Short task: Only lines holding the word "that" should be copied from the material.

Listing:
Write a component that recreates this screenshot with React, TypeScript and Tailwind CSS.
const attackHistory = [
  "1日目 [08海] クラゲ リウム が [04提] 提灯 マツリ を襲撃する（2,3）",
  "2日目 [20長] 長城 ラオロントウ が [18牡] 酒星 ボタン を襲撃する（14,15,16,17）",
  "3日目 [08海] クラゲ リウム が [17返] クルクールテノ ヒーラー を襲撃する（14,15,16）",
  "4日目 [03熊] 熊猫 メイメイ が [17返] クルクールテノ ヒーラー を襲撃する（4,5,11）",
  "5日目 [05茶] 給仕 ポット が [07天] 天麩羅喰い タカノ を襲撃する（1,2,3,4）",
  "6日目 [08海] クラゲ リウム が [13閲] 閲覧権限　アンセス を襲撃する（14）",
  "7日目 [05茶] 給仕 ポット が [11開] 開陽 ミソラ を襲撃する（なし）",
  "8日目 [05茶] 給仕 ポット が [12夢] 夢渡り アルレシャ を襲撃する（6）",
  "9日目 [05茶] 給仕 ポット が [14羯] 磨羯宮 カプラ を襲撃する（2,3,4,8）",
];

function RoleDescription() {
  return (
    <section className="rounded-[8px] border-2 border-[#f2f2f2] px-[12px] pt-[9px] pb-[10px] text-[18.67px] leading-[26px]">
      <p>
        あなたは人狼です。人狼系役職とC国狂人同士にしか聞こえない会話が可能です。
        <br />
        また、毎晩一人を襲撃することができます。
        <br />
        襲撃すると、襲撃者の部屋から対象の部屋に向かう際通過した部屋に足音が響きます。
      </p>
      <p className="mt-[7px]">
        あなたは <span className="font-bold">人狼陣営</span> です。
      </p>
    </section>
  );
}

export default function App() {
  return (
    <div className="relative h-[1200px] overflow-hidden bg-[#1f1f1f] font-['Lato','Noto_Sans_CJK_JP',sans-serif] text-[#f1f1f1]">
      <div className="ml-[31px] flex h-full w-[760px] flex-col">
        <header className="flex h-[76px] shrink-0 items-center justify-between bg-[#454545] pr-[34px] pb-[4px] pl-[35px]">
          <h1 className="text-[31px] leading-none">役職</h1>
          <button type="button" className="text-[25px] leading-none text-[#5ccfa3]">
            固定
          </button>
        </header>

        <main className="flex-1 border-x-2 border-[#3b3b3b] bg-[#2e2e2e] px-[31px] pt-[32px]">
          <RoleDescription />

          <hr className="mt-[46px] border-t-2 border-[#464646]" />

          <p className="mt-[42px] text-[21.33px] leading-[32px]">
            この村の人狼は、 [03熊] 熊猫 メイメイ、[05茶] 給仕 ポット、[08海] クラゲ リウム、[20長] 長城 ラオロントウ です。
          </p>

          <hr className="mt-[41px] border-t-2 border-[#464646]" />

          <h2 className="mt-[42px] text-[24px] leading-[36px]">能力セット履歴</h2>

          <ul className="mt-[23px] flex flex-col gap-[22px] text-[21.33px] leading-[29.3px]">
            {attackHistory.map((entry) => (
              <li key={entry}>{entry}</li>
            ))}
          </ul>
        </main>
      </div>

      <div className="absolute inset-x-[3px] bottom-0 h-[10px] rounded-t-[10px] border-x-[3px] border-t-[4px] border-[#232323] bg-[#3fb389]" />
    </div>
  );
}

* * *

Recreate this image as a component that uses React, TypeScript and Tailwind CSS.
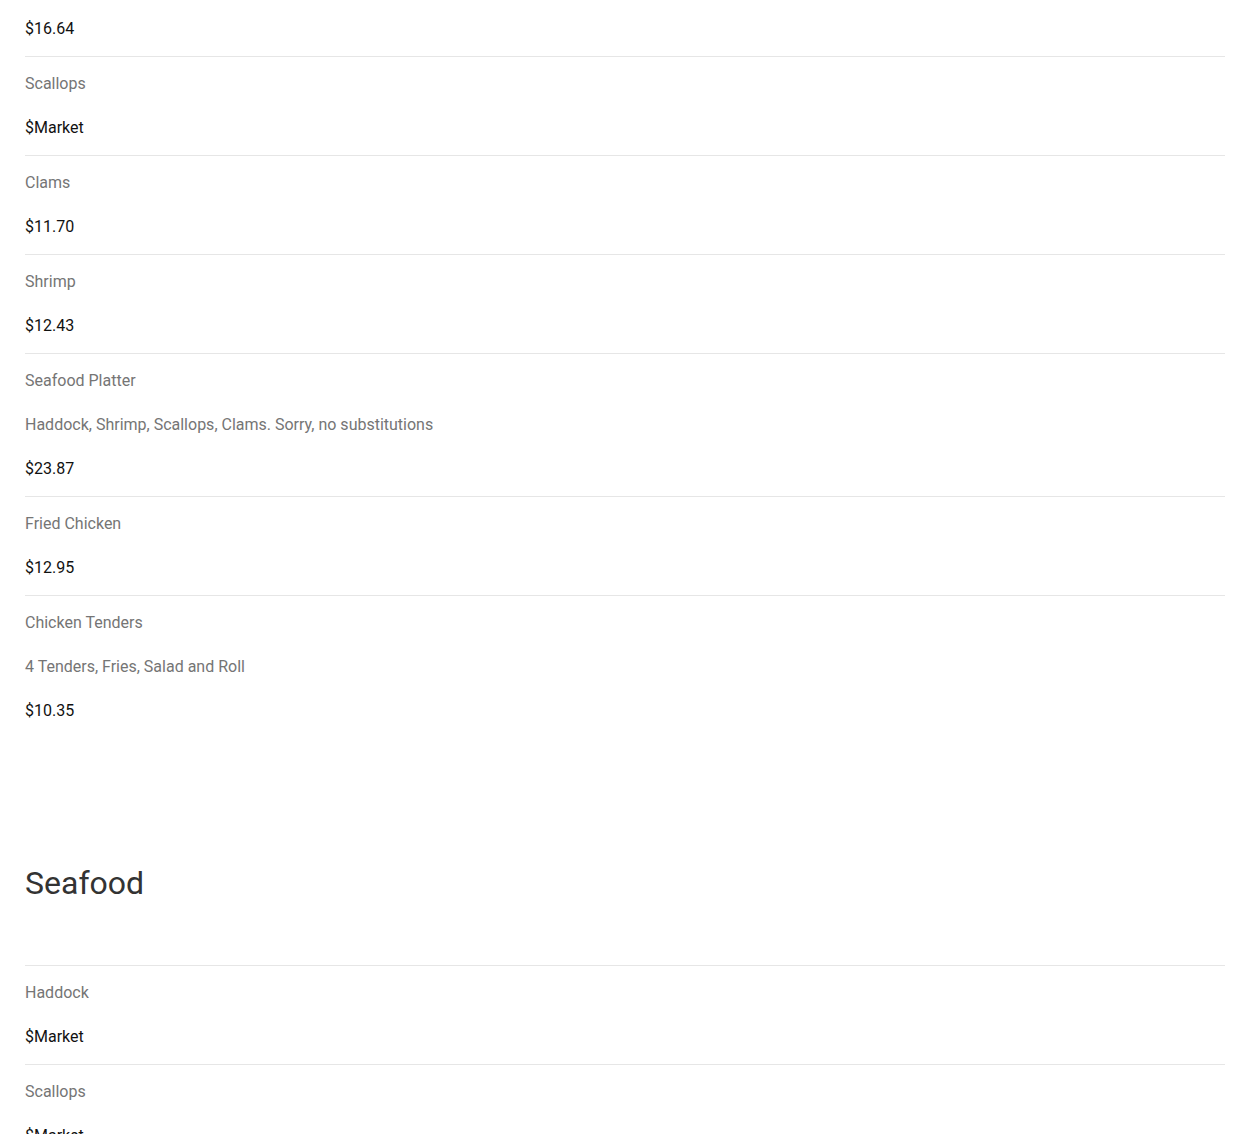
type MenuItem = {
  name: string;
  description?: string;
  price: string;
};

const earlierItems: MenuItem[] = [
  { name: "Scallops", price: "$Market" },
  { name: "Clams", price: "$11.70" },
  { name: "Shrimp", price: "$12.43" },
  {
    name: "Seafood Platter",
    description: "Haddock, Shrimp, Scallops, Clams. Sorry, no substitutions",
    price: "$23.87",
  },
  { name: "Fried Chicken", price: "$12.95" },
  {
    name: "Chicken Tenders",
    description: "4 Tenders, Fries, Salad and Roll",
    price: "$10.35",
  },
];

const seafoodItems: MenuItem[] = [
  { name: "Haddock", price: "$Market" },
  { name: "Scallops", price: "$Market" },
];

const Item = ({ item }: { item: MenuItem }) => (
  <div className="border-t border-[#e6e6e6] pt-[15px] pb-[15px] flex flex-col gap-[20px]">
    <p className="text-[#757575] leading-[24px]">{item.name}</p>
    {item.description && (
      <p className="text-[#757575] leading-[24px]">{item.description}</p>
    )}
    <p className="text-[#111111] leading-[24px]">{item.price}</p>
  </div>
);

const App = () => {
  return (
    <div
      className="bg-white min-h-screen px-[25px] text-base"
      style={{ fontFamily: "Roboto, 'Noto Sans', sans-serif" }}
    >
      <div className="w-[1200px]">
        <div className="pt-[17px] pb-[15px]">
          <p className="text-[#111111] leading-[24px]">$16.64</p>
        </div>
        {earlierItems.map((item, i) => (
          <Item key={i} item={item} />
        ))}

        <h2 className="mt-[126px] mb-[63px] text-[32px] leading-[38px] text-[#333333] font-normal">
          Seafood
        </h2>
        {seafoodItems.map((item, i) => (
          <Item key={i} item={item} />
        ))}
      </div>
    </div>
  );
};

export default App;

Full solution:
Write a component that recreates this screenshot with React, TypeScript and Tailwind CSS.
Recreate this image as a component that uses React, TypeScript and Tailwind CSS.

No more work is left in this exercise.